● **Given instruction**
In the listing below, locate the line with "Write the React" and the line with "const columns = ['A', 'B', 'C', 'D', 'E', 'F', 'G', ''];", then output both and everything between them exactly, minus any pictures.

:: Exercise material

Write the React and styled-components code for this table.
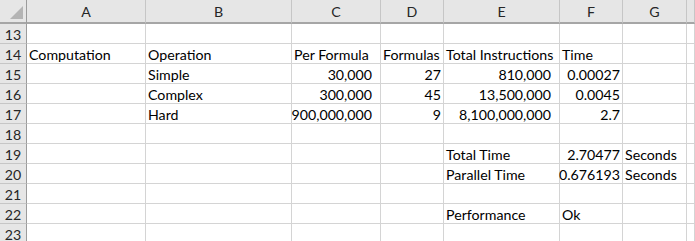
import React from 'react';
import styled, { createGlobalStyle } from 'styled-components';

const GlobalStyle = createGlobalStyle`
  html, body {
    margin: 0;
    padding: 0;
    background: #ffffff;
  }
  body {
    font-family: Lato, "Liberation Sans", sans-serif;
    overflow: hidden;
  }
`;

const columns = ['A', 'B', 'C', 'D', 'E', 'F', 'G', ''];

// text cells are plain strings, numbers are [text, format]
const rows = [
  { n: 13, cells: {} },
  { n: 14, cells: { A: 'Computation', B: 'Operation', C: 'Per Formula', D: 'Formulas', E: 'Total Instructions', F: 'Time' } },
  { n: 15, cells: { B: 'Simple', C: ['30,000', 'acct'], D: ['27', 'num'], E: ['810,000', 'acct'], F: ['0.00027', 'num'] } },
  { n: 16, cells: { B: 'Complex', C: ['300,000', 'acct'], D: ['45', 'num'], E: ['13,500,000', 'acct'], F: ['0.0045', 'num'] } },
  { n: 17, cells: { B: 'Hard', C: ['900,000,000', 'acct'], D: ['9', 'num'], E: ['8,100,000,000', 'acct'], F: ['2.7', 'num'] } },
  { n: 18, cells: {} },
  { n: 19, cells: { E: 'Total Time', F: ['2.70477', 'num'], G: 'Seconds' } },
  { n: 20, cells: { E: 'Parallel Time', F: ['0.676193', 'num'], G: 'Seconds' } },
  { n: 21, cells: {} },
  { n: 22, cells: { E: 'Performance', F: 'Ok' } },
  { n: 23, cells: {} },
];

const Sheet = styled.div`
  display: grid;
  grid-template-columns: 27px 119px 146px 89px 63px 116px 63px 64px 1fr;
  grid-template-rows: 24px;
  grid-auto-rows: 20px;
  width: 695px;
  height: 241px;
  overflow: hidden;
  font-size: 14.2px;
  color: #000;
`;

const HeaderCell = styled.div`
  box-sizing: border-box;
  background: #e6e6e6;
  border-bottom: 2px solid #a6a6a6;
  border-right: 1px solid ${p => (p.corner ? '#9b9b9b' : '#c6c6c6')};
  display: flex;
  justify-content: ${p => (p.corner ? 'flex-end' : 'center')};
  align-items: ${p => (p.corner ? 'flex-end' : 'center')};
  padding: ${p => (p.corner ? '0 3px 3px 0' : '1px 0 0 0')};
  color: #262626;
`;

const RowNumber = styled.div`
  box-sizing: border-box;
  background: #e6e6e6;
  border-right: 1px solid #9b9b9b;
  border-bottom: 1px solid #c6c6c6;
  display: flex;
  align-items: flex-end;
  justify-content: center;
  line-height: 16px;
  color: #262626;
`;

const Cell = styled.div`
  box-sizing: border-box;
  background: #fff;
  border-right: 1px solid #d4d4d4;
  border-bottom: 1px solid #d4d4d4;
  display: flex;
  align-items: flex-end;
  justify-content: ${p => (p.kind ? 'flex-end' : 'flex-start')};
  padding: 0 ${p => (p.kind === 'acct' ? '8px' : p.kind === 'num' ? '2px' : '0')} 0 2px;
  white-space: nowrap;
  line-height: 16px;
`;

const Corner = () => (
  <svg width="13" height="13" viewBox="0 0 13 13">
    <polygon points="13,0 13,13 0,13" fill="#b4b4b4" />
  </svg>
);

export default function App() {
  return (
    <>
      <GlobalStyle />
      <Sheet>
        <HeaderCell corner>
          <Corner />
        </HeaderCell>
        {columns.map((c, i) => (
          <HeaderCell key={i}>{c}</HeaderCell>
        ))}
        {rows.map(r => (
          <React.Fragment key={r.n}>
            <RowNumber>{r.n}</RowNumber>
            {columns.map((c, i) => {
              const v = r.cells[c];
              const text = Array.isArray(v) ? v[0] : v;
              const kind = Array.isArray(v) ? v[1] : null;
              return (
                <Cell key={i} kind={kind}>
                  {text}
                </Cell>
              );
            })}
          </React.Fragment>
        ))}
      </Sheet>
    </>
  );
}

::::
:: Exercise material

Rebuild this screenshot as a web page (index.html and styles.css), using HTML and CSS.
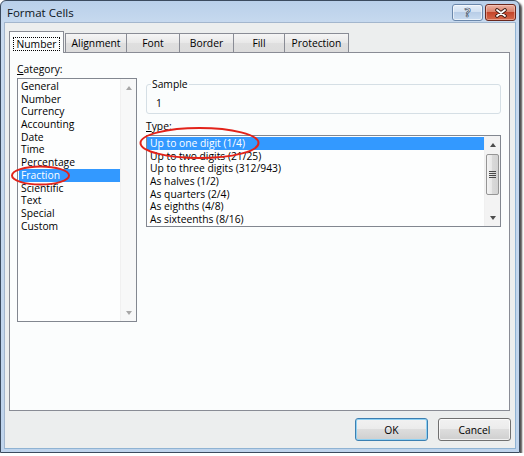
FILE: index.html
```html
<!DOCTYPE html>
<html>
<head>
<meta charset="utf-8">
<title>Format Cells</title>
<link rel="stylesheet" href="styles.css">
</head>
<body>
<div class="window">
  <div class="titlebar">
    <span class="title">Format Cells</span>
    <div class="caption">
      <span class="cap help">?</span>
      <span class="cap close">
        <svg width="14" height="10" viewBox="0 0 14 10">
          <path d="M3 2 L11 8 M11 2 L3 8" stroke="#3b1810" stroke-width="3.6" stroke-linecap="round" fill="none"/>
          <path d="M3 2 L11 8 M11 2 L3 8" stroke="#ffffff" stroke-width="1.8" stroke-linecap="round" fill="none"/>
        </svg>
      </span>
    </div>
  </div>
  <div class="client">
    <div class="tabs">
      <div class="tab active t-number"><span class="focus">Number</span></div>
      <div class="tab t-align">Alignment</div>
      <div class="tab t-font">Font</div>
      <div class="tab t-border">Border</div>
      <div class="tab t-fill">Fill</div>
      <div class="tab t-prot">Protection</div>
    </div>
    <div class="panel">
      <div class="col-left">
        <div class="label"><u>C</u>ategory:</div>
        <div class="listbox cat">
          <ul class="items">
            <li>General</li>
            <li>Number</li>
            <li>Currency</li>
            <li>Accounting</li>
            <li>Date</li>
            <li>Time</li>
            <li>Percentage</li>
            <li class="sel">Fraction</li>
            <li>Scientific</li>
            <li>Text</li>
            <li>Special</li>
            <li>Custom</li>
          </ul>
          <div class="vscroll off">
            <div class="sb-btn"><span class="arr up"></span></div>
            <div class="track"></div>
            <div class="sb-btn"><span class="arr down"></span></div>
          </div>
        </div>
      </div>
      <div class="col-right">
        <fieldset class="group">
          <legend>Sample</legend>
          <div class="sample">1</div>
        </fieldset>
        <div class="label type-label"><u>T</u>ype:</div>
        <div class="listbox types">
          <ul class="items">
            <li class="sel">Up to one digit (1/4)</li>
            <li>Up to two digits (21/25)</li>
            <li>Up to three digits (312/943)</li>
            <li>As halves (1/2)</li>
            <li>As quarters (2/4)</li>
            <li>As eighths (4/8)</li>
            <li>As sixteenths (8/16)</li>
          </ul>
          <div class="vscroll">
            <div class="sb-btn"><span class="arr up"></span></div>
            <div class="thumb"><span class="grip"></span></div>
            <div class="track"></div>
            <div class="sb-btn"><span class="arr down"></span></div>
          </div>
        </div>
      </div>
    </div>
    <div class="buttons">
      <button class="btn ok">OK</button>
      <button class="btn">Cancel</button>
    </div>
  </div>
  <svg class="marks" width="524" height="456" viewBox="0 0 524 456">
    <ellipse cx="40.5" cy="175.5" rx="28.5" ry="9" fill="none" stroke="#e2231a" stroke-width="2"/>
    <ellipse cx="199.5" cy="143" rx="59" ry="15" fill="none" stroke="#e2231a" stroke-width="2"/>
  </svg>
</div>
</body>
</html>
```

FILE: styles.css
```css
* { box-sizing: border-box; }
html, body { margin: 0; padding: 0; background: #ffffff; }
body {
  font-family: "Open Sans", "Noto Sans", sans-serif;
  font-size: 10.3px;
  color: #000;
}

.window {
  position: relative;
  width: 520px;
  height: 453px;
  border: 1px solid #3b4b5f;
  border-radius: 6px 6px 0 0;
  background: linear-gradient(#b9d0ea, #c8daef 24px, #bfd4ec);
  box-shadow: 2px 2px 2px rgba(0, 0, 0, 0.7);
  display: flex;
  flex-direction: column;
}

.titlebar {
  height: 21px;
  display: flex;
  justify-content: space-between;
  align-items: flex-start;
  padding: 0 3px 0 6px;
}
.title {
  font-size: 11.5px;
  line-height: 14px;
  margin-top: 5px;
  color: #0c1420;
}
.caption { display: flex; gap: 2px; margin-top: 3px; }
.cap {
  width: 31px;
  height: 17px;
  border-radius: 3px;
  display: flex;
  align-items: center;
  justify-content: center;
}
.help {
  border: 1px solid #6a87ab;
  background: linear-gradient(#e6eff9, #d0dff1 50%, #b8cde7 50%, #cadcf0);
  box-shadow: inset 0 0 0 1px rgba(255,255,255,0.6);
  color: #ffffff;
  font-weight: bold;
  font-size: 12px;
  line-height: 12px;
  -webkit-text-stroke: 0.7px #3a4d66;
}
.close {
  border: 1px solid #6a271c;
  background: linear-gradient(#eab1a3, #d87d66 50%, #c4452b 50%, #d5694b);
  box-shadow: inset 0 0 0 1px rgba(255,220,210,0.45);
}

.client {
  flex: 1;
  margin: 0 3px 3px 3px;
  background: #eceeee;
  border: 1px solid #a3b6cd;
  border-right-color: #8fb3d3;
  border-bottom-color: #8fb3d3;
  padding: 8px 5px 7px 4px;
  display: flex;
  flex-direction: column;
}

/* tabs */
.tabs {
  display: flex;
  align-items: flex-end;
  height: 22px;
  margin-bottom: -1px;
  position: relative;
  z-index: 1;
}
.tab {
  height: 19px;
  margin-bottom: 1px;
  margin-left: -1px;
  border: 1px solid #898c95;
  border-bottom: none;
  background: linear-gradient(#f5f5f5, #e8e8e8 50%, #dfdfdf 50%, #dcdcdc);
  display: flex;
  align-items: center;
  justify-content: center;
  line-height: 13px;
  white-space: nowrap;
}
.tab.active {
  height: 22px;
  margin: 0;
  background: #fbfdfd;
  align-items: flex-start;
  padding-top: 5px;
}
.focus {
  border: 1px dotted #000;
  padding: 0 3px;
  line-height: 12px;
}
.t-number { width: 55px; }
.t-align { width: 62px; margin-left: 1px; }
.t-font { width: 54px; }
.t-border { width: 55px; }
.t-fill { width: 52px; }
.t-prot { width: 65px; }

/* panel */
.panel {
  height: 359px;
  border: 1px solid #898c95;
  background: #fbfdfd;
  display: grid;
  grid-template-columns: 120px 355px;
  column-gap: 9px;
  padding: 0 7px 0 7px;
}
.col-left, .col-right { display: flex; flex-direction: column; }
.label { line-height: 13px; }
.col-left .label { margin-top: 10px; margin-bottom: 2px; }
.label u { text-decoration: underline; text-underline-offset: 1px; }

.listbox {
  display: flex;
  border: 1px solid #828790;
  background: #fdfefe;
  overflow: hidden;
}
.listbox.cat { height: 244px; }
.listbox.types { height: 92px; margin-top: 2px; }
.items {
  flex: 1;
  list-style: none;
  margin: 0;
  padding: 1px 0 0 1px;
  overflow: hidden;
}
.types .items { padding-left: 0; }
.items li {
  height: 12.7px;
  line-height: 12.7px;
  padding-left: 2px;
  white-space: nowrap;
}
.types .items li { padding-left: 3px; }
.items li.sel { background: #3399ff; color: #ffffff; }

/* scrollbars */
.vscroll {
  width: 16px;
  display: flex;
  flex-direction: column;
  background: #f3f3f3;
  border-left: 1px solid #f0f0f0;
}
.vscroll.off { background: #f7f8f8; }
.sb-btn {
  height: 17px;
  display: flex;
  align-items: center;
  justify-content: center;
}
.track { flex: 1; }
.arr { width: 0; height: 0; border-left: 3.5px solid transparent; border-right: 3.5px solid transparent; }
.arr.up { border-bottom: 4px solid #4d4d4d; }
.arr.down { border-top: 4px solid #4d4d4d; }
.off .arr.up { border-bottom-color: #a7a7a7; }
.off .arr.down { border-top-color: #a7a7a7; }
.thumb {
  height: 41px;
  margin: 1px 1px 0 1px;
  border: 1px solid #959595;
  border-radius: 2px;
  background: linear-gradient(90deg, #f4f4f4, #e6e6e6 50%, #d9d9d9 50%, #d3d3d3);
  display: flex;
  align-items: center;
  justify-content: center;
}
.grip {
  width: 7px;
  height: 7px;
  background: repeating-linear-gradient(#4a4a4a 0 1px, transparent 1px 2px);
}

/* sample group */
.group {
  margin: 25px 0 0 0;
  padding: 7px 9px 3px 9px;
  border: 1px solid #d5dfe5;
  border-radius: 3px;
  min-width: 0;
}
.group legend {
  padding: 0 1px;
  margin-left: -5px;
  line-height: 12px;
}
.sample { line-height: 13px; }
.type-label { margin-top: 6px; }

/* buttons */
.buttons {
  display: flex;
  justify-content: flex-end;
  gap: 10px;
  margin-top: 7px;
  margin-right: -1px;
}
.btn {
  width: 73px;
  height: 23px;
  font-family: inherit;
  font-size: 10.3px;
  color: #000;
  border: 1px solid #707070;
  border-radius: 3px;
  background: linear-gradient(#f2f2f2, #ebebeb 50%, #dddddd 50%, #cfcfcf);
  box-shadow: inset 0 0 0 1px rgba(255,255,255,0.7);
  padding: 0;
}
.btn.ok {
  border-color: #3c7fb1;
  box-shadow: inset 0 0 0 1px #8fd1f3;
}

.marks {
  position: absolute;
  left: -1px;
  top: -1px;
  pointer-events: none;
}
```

::::

● **Task response**
Write the React and styled-components code for this table.
import React from 'react';
import styled, { createGlobalStyle } from 'styled-components';

const GlobalStyle = createGlobalStyle`
  html, body {
    margin: 0;
    padding: 0;
    background: #ffffff;
  }
  body {
    font-family: Lato, "Liberation Sans", sans-serif;
    overflow: hidden;
  }
`;

const columns = ['A', 'B', 'C', 'D', 'E', 'F', 'G', ''];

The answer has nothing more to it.